= The exercise =
Copy all the data exactly, except the pictures.

= Dataset content =
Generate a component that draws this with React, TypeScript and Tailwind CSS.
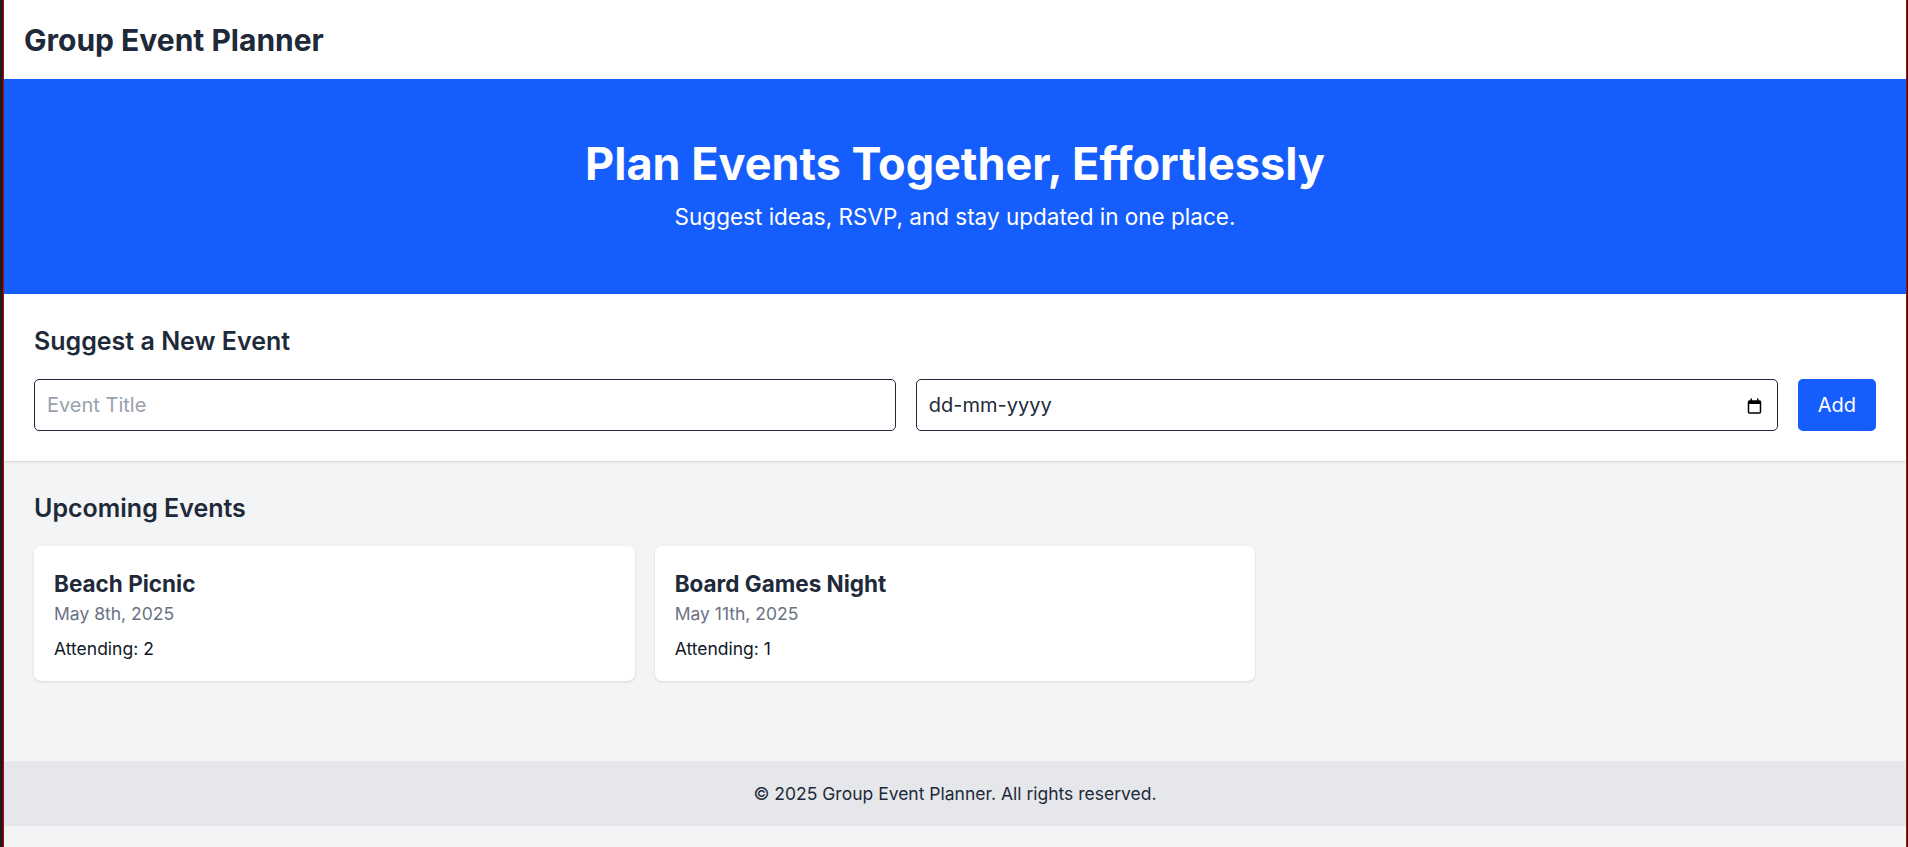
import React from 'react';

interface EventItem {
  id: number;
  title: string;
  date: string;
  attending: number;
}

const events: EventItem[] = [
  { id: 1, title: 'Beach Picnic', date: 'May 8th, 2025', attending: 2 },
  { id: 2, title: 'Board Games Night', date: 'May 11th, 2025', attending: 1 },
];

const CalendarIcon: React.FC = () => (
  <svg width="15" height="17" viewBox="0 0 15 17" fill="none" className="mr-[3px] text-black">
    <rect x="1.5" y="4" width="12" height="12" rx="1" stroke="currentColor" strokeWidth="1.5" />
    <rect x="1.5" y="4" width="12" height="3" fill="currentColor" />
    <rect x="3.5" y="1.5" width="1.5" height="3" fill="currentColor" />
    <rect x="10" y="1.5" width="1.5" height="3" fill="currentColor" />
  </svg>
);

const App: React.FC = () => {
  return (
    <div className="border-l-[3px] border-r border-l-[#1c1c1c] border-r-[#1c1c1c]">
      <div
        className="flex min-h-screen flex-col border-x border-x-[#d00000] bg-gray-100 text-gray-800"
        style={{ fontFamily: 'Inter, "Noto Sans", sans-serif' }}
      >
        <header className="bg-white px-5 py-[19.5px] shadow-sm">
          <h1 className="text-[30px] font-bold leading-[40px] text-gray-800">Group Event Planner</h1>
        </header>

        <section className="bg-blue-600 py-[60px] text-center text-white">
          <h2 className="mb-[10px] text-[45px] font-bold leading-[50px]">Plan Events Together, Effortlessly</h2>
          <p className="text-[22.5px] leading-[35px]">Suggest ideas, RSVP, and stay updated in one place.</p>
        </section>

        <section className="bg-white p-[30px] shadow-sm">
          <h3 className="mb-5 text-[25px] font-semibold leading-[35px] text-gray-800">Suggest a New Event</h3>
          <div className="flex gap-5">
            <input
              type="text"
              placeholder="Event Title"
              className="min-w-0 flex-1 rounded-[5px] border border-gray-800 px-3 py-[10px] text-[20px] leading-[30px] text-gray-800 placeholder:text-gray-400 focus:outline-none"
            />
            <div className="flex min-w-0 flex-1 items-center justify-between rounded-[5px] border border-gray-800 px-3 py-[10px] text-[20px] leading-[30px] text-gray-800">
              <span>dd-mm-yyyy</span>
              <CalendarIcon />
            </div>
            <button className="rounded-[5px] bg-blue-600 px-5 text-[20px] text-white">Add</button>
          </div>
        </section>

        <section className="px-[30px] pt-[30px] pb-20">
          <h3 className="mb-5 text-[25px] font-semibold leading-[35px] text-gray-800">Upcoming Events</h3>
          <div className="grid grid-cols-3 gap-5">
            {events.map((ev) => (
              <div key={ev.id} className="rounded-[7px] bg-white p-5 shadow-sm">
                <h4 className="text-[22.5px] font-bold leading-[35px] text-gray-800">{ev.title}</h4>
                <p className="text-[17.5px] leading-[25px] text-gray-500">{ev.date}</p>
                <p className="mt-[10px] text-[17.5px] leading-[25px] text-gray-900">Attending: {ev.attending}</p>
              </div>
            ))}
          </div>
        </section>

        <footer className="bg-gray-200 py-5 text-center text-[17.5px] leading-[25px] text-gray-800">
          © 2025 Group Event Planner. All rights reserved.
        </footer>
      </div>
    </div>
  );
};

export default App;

= Response to this task =
Generate a component that draws this with React, TypeScript and Tailwind CSS.
import React from 'react';

interface EventItem {
  id: number;
  title: string;
  date: string;
  attending: number;
}

const events: EventItem[] = [
  { id: 1, title: 'Beach Picnic', date: 'May 8th, 2025', attending: 2 },
  { id: 2, title: 'Board Games Night', date: 'May 11th, 2025', attending: 1 },
];

const CalendarIcon: React.FC = () => (
  <svg width="15" height="17" viewBox="0 0 15 17" fill="none" className="mr-[3px] text-black">
    <rect x="1.5" y="4" width="12" height="12" rx="1" stroke="currentColor" strokeWidth="1.5" />
    <rect x="1.5" y="4" width="12" height="3" fill="currentColor" />
    <rect x="3.5" y="1.5" width="1.5" height="3" fill="currentColor" />
    <rect x="10" y="1.5" width="1.5" height="3" fill="currentColor" />
  </svg>
);

const App: React.FC = () => {
  return (
    <div className="border-l-[3px] border-r border-l-[#1c1c1c] border-r-[#1c1c1c]">
      <div
        className="flex min-h-screen flex-col border-x border-x-[#d00000] bg-gray-100 text-gray-800"
        style={{ fontFamily: 'Inter, "Noto Sans", sans-serif' }}
      >
        <header className="bg-white px-5 py-[19.5px] shadow-sm">
          <h1 className="text-[30px] font-bold leading-[40px] text-gray-800">Group Event Planner</h1>
        </header>

        <section className="bg-blue-600 py-[60px] text-center text-white">
          <h2 className="mb-[10px] text-[45px] font-bold leading-[50px]">Plan Events Together, Effortlessly</h2>
          <p className="text-[22.5px] leading-[35px]">Suggest ideas, RSVP, and stay updated in one place.</p>
        </section>

        <section className="bg-white p-[30px] shadow-sm">
          <h3 className="mb-5 text-[25px] font-semibold leading-[35px] text-gray-800">Suggest a New Event</h3>
          <div className="flex gap-5">
            <input
              type="text"
              placeholder="Event Title"
              className="min-w-0 flex-1 rounded-[5px] border border-gray-800 px-3 py-[10px] text-[20px] leading-[30px] text-gray-800 placeholder:text-gray-400 focus:outline-none"
            />
            <div className="flex min-w-0 flex-1 items-center justify-between rounded-[5px] border border-gray-800 px-3 py-[10px] text-[20px] leading-[30px] text-gray-800">
              <span>dd-mm-yyyy</span>
              <CalendarIcon />
            </div>
            <button className="rounded-[5px] bg-blue-600 px-5 text-[20px] text-white">Add</button>
          </div>
        </section>

        <section className="px-[30px] pt-[30px] pb-20">
          <h3 className="mb-5 text-[25px] font-semibold leading-[35px] text-gray-800">Upcoming Events</h3>
          <div className="grid grid-cols-3 gap-5">
            {events.map((ev) => (
              <div key={ev.id} className="rounded-[7px] bg-white p-5 shadow-sm">
                <h4 className="text-[22.5px] font-bold leading-[35px] text-gray-800">{ev.title}</h4>
                <p className="text-[17.5px] leading-[25px] text-gray-500">{ev.date}</p>
                <p className="mt-[10px] text-[17.5px] leading-[25px] text-gray-900">Attending: {ev.attending}</p>
              </div>
            ))}
          </div>
        </section>

        <footer className="bg-gray-200 py-5 text-center text-[17.5px] leading-[25px] text-gray-800">
          © 2025 Group Event Planner. All rights reserved.
        </footer>
      </div>
    </div>
  );
};

export default App;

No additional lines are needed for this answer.